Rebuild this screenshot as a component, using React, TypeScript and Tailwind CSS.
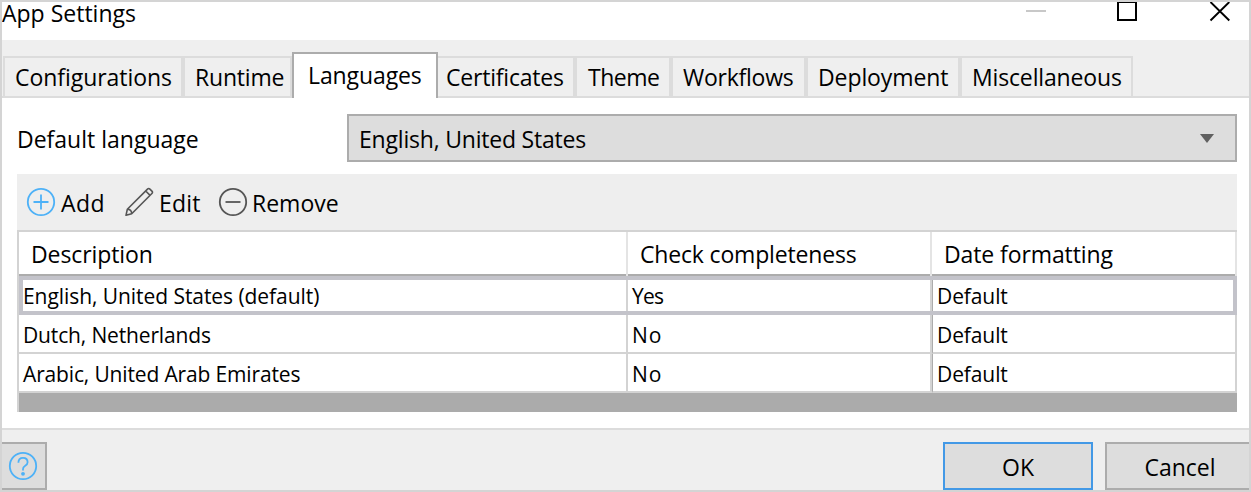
import React from "react";
import clsx from "clsx";

type Tab = { label: string; box: string; text: string; active?: boolean };

const tabs: Tab[] = [
  { label: "Configurations", box: "w-[180px] border-l-2 pl-[10px]", text: "tracking-[-0.05px]" },
  { label: "Runtime", box: "w-[109px] border-l-2 pl-[10px]", text: "tracking-[-0.2px]" },
  { label: "Languages", box: "w-[146px] pl-[14px]", text: "tracking-[-0.1px]", active: true },
  { label: "Certificates", box: "w-[137px] pl-[8px]", text: "tracking-[-0.2px]" },
  { label: "Theme", box: "w-[96px] border-l-2 pl-[11px]", text: "tracking-[-0.5px]" },
  { label: "Workflows", box: "w-[135px] border-l-2 pl-[10px]", text: "tracking-[-0.25px]" },
  { label: "Deployment", box: "w-[154px] border-l-2 pl-[10px]", text: "tracking-[-0.1px]" },
  { label: "Miscellaneous", box: "w-[173px] border-l-2 pl-[10px]", text: "tracking-[-0.15px]" },
];

const rows = [
  { name: "English, United States (default)", nameText: "tracking-[-0.06px]", check: "Yes", checkText: "tracking-[-0.8px]", selected: true },
  { name: "Dutch, Netherlands", nameText: "tracking-[-0.15px]", check: "No", checkText: "tracking-[1px]", selected: false },
  { name: "Arabic, United Arab Emirates", nameText: "tracking-[-0.15px]", check: "No", checkText: "tracking-[1px]", selected: false },
];

function TitleBar() {
  return (
    <header className="flex h-[38px] shrink-0 justify-between bg-white">
      <h1 className="leading-[22px]">App Settings</h1>
      <svg width="224" height="30" viewBox="0 0 224 30" fill="none" shapeRendering="crispEdges">
        <path d="M1 9h20" stroke="#c8c8c8" strokeWidth="2" />
        <path d="M93 0h18v18h-18z" stroke="#000" strokeWidth="2" />
        <path d="M185.500 0l18.800 18.500M204.300 0l-18.800 18.500" stroke="#000" strokeWidth="1.900" shapeRendering="auto" />
      </svg>
    </header>
  );
}

function TabBar() {
  return (
    <nav className="flex h-[58px] shrink-0 items-end bg-[#efefef] pl-px shadow-[inset_0_-2px_0_#dcdcdc]">
      {tabs.map((tab) => (
        <div
          key={tab.label}
          className={clsx(
            "shrink-0 whitespace-nowrap",
            tab.box,
            tab.active
              ? "h-[46px] border-x-2 border-t-2 border-[#acacac] bg-white leading-[42px]"
              : "h-[42px] border-t-2 border-r-2 border-[#dcdcdc] leading-[38px]",
          )}
        >
          <span className={tab.text}>{tab.label}</span>
        </div>
      ))}
    </nav>
  );
}

function Toolbar() {
  return (
    <div className="flex h-[56px] items-center bg-[#eeeeee] pl-[9px]">
      <svg width="30" height="30" viewBox="0 0 30 30" fill="none" stroke="#4db1f7" strokeWidth="1.800">
        <circle cx="15" cy="15" r="13.200" />
        <path d="M15 7.500v15M7.500 15h15" />
      </svg>
      <span className="mt-[2px] ml-[5px] w-[62px] tracking-[0.4px]">Add</span>
      <svg width="32" height="32" viewBox="0 0 32 32" fill="none" stroke="#555" strokeWidth="1.600" strokeLinejoin="round">
        <path d="M3 29.300l1.300-6L24.500 3.100q1.200-1.200 2.400 0l2 2q1.200 1.200 0 2.400L8.700 27.700zM22.700 5l4.400 4.400M4.300 23.300q4.300.1 4.400 4.400" />
      </svg>
      <span className="mt-[2px] ml-[4px] w-[59px] tracking-[0.2px]">Edit</span>
      <svg width="30" height="30" viewBox="0 0 30 30" fill="none" stroke="#555" strokeWidth="1.800">
        <circle cx="15" cy="15" r="13.200" />
        <path d="M7.500 15h15" />
      </svg>
      <span className="mt-[2px] ml-[4px]">Remove</span>
    </div>
  );
}

function LanguageTable() {
  return (
    <div className="flex h-[182px] flex-col border-t-2 border-l-2 border-[#d3d3d3] bg-[#ababab]">
      <div className="grid h-[44px] shrink-0 grid-cols-[609px_304px_305px] grid-rows-[44px] bg-white leading-[44px]">
        <div className="border-r-2 border-[#e4e4e4]">
          <div className="h-full border-b-2 border-[#acacac] pl-[12px] tracking-[-0.1px]">Description</div>
        </div>
        <div className="border-r-2 border-[#e4e4e4]">
          <div className="h-full border-b-2 border-[#acacac] pl-[12px] tracking-[-0.17px]">Check completeness</div>
        </div>
        <div className="border-r-2 border-[#e4e4e4]">
          <div className="h-full border-b-2 border-[#acacac] pl-[12px] tracking-[-0.1px]">Date formatting</div>
        </div>
      </div>
      {rows.map((row) => (
        <div
          key={row.name}
          className="relative grid h-[39px] shrink-0 grid-cols-[609px_304px_305px] grid-rows-[39px] bg-white text-[21px] leading-[40px] whitespace-nowrap"
        >
          <div className="border-r-2 border-b-2 border-[#d3d3d3] pl-[4px]">
            <span className={row.nameText}>{row.name}</span>
          </div>
          <div className="border-r-2 border-b-2 border-[#d3d3d3] pl-[4px]">
            <span className={row.checkText}>{row.check}</span>
          </div>
          <div className="border-r-2 border-b-2 border-l border-[#d3d3d3] border-l-[#acacac] pl-[4px] tracking-[-0.1px]">
            Default
          </div>
          {row.selected && <div className="pointer-events-none absolute inset-0 border-4 border-[#c3c3ca]" />}
        </div>
      ))}
    </div>
  );
}

function Footer() {
  return (
    <footer className="flex h-[62px] shrink-0 overflow-hidden border-t-2 border-[#dcdcdc] bg-[#efefef] pt-[12px]">
      <button className="flex h-[48px] w-[45px] shrink-0 items-center border-y-2 border-r-2 border-[#acacac] bg-[#dddddd] pl-[6px]">
        <svg width="30" height="30" viewBox="0 0 30 30" fill="none" stroke="#4db1f7" strokeWidth="1.800">
          <circle cx="15" cy="15" r="13.200" />
          <path d="M10.400 11.700q0-4.800 4.600-4.800t4.600 4.400q0 2-2.400 3.500T15 18.200v1.200" />
          <circle cx="15" cy="22.800" r="1.900" fill="#4db1f7" stroke="none" />
        </svg>
      </button>
      <button className="ml-auto h-[48px] w-[150px] shrink-0 border-2 border-[#4399e6] bg-[#dddddd] pt-[2px]">OK</button>
      <button className="-mr-[6px] ml-[12px] h-[48px] w-[150px] shrink-0 border-2 border-[#acacac] bg-[#dddddd] pt-[2px]">
        Cancel
      </button>
    </footer>
  );
}

export default function App() {
  return (
    <div className="flex h-[492px] w-[1251px] flex-col overflow-hidden border-2 border-[#d4d4d4] bg-white font-['Open_Sans','Noto_Sans',sans-serif] text-[23px] leading-[32px] font-normal text-black">
      <TitleBar />
      <TabBar />
      <main className="flex grow flex-col pt-[16px] pr-[12px] pl-[15px]">
        <div className="flex h-[48px] shrink-0">
          <label className="w-[330px] leading-[50px]">Default language</label>
          <div className="flex grow items-center justify-between border-2 border-[#acacac] bg-[#dddddd] pr-[21px] pl-[10px]">
            <span className="mt-[2px] tracking-[-0.2px]">English, United States</span>
            <svg width="14" height="9" viewBox="0 0 14 9">
              <path d="M0 0h14L7 9z" fill="#606060" />
            </svg>
          </div>
        </div>
        <div className="mt-[12px]">
          <Toolbar />
          <LanguageTable />
        </div>
      </main>
      <Footer />
    </div>
  );
}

Stated exercise
State how many lines of the listing include "React", and nothing more.

Output of the exercise
2